The position was now:

click for larger view

Was there anything left to be made of this game? Tchigorin did have the two Bishops. He therefore tried advances on both wings, but to no avail with Marshall's careful play.

21. Kb2 Kf8

Perhaps 21...Ne7 was more accurate.

22. h4

Trying his luck on the King's side.

22... h6

Nothing doing there.

23. c4

So Tchigorin tries the other side of the board.

23... Nf6
24. Kc3 Ke7
25. b4

The King is a fighting piece in the endgame, so perhaps 25. Kd4 was best.

25... Nd7

Marshall refuses to crack.

26. Be3 b6
27. a3 c5
28. b5

Given Marshall's solid play, Tchigorin decides to lock the Queen-side pawn structures. But this is tantamount to offering a draw,

28... Nf6
29. a4 Bd7
30. Bf4

If Tchigorin still wanted to try to make something happen, he might have tried 30. a5?! But it is doubtful that this would have avoided the draw that is looming.

30... Nh5
31. Bh2

Voluntarily burying his own Bishop, and relinquishing any advantage whatsoever he may heretofore have had (31. Bd2 was much better). The position was now:

click for larger view

Marshall, for the first time in the game, arguably had a small advantage. Yet, it was here that the players agreed to a draw.

It must be noted that this replayed game occurred on June 6--a day the other 13 competitors had free. The players may have been looking ahead. Tchigorin was scheduled to play Janowski the next day (June 7) and had another game to play on the following day (June 8). Marshall had games to play on the next three days: Pillsbury on June 7, Showalter on June 8, and Schlechter (a replay of their 10th round draw) on June 9. It is perhaps not surprising that neither Tchigorin nor Marshall chose to play on in the slim hope of making something out of nothing in this barren endgame.

1/2 --- 1/2

Dec-31-17  sudoplatov: Checking estimated player ratings again:

Chigorin 2600 (#7)

Marshall 2482 (#23)

And for comparison:

Lasker 2737 (#1)
Tarrasch 2660 (#2)
Pillsbury 2659 (#3)

Premium Chessgames Member
  KEG: <sudoplatov> Thank you for this information.

Two questions:

1) Were these the ratings before, after, or during the Paris 1900 tournament?

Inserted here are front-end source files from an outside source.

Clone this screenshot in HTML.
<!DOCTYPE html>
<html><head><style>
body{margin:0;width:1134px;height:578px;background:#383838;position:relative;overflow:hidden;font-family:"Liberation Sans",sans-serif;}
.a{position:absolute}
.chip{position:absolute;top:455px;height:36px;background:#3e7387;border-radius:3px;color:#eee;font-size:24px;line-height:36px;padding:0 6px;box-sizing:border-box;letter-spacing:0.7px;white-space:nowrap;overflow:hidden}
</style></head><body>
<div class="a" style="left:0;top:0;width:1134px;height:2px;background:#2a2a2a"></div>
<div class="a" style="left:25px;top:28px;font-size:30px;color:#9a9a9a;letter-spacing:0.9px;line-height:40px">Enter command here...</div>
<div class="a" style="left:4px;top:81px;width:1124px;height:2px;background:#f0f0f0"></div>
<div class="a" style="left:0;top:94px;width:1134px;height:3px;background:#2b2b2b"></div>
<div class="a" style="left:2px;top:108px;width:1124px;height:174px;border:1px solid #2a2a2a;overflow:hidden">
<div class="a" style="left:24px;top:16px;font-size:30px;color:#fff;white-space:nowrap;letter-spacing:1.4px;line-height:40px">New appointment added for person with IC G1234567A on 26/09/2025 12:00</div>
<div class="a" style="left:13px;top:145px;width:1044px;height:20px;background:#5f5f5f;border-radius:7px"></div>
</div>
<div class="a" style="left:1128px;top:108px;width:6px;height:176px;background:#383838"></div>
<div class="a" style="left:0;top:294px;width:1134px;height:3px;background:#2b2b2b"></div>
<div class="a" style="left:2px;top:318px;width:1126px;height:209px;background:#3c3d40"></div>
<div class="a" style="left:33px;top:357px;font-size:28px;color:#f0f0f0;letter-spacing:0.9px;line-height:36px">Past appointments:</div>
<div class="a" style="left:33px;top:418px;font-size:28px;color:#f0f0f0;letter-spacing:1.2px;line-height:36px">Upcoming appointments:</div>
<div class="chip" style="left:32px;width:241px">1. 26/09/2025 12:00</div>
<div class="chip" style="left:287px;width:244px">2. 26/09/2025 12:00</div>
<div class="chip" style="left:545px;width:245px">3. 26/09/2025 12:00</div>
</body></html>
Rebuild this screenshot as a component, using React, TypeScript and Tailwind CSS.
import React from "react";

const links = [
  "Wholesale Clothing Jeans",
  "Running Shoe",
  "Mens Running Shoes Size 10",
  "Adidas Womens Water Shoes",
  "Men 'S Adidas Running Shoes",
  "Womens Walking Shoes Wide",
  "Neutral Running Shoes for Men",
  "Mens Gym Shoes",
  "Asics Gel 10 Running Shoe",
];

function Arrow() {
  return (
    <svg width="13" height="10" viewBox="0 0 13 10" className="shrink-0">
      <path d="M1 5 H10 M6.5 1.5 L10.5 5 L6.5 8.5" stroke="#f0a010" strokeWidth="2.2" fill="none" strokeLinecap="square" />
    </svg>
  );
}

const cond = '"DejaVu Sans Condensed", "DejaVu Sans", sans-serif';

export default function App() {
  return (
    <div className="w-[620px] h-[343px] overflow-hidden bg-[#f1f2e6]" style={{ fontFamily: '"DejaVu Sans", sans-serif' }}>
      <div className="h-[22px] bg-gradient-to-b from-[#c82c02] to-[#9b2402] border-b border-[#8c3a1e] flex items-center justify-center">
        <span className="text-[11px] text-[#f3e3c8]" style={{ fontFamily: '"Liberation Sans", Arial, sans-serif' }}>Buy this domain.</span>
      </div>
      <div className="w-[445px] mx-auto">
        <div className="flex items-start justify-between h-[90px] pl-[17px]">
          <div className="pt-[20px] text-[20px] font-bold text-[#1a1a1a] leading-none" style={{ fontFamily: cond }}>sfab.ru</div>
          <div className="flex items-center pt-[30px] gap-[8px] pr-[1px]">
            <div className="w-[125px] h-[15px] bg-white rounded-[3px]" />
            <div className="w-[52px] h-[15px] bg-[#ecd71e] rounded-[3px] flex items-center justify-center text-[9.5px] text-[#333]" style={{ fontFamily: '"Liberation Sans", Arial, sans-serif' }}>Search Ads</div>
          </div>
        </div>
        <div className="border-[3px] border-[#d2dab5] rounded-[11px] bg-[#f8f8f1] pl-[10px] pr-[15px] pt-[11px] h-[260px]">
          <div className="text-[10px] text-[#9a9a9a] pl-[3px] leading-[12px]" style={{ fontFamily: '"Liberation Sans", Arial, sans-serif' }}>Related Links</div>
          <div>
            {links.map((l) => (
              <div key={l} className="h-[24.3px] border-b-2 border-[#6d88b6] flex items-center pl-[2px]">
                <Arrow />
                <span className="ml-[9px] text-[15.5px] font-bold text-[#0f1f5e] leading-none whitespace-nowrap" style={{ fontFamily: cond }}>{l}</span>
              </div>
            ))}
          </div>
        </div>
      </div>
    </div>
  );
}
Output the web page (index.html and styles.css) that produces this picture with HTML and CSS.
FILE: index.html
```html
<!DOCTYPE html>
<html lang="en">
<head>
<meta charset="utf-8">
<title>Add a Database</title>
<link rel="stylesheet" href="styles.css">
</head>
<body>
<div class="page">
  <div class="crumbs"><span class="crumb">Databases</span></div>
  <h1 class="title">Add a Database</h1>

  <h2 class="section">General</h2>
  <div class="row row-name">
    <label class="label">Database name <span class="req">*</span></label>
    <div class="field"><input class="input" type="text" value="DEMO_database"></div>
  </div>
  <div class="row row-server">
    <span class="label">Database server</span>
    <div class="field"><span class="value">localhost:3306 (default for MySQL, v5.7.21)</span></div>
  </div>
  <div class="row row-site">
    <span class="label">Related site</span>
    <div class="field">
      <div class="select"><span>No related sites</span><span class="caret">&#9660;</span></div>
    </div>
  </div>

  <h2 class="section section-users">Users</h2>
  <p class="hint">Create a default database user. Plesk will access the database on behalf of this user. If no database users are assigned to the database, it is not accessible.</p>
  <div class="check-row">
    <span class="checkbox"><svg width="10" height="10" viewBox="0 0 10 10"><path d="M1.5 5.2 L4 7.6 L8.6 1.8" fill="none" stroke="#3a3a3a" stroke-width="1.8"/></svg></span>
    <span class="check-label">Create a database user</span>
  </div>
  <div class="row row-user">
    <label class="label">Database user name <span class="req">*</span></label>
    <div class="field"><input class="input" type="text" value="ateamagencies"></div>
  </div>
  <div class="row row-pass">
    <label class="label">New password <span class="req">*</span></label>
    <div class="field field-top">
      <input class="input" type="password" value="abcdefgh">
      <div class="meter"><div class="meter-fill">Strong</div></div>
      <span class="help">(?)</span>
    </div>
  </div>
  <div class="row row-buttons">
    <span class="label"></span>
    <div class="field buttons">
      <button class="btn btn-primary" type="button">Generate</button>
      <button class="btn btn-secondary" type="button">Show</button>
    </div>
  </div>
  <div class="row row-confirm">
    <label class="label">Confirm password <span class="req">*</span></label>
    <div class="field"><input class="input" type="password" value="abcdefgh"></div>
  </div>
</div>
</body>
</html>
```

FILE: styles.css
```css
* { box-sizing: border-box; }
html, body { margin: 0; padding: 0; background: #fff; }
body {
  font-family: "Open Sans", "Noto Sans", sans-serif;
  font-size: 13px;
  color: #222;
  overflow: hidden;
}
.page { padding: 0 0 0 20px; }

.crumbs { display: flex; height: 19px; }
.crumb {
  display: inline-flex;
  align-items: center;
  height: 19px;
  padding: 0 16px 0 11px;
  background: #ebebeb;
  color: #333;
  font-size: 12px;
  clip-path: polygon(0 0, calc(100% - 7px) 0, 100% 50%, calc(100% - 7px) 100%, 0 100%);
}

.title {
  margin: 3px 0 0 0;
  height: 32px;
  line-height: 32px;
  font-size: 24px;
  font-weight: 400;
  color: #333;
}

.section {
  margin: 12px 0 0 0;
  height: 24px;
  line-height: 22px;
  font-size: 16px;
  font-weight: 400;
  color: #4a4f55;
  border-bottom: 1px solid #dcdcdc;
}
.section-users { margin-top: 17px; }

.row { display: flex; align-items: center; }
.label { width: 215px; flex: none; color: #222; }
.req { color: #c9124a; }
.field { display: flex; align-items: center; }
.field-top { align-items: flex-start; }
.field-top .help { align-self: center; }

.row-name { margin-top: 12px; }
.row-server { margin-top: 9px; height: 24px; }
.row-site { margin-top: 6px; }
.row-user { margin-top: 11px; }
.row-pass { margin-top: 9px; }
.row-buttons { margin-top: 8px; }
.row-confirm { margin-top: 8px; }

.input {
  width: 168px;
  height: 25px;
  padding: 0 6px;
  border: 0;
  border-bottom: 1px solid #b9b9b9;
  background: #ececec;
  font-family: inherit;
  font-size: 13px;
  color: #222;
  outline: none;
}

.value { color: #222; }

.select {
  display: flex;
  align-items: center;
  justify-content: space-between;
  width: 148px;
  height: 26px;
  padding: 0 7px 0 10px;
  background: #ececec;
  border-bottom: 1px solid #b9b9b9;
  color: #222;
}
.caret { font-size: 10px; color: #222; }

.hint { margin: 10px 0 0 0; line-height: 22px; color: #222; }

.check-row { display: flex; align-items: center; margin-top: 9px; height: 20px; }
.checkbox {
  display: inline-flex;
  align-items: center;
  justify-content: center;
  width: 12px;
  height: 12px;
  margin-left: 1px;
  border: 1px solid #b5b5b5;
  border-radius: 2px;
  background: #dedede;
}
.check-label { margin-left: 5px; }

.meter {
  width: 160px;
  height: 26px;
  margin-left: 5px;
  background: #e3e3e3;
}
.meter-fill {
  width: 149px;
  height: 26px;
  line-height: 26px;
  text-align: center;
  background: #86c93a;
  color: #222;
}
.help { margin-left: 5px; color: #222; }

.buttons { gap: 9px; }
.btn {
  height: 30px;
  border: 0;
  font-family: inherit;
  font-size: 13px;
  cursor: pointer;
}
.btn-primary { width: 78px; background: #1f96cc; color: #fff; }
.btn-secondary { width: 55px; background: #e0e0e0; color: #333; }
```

2) Who were #s 4,5, and 6? I am guessing that Janowski and Maroczy were somewhere in the mix.

Dec-31-17  Boomie: <KEG>

I'm not sure where <sudoplatov> got those ratings.

Chessmetrics has much higher ratings.

Considering that Tal among others considered Lasker to be the best ever, I think the high 2800's during the peak of his powers is not unreasonable.

Premium Chessgames Member
  beatgiant: <Boomie>
The other major historical rating system is

As for comparing chess ratings across eras, I'm through giving boring lectures on how the rating system was designed to work ;-)

Dec-31-17  Boomie: <beatgiant: The other major historical rating system...>

I prefer the opinions of the best players rather than rating systems to gauge the strengths of the older masters. For example, the admiration for Morphy's skills seems to be universal among the WCs. So I assume he would have been a formidable opponent in any age. Patzers like us can't really understand chess strength as a world champion can.

Premium Chessgames Member
  KEG: <Boomie><beatgiant> Any attempt to compare players from different eras in any form of competition entails a myriad of problems.

I am quite certain (having seen them both play in their prime) that if Rod Laver from 1969 were put in a time machine and paired using his wooden racquet against Pete Sampras in the mid-1990's with his more modern equipment Laver would get crushed. But that doesn't mean that Sampras was in all respects truly a greater player than Laver. Similarly, while I suspect that Paul Morphy would be easily beaten by Kasparov if he suddenly traveled from 1858 to 1990. That, however, would only prove what we already know: Kasparov would start with a wealth of knowledge and experience Morphy lacked and would have an unfair advantge.

What if Laver and Morphy were transported and then given a year to prepare? How would they fare then? The answer is simple, we just don't know and there is probably no way to find out.

But none of this means that the kind of rankings sudoplatov mentions are useless. At the very least, they can help us compare players from the same time frame. Thus, it is obvious that Emmanuel Lasker was a better player than Janowski, Maroczy, Steinitz, and Tchigorin; and nearly certain that he was better than Tarrasch or Pillsbury in their primes. It may also be possible to quantify the degree of superiority. Thus, it seems likely that Bobby Fischer was farther ahead of his contemporaries than was Kasparov, just as Babe Ruth (as a hitter) was farther ahead of his contemporaries than were Willie Mays and Mickey Mantle.

Thus, ratings can be useful if they are used for certain purposes, and misleading and generally ridiculous when used in less legitimate ways.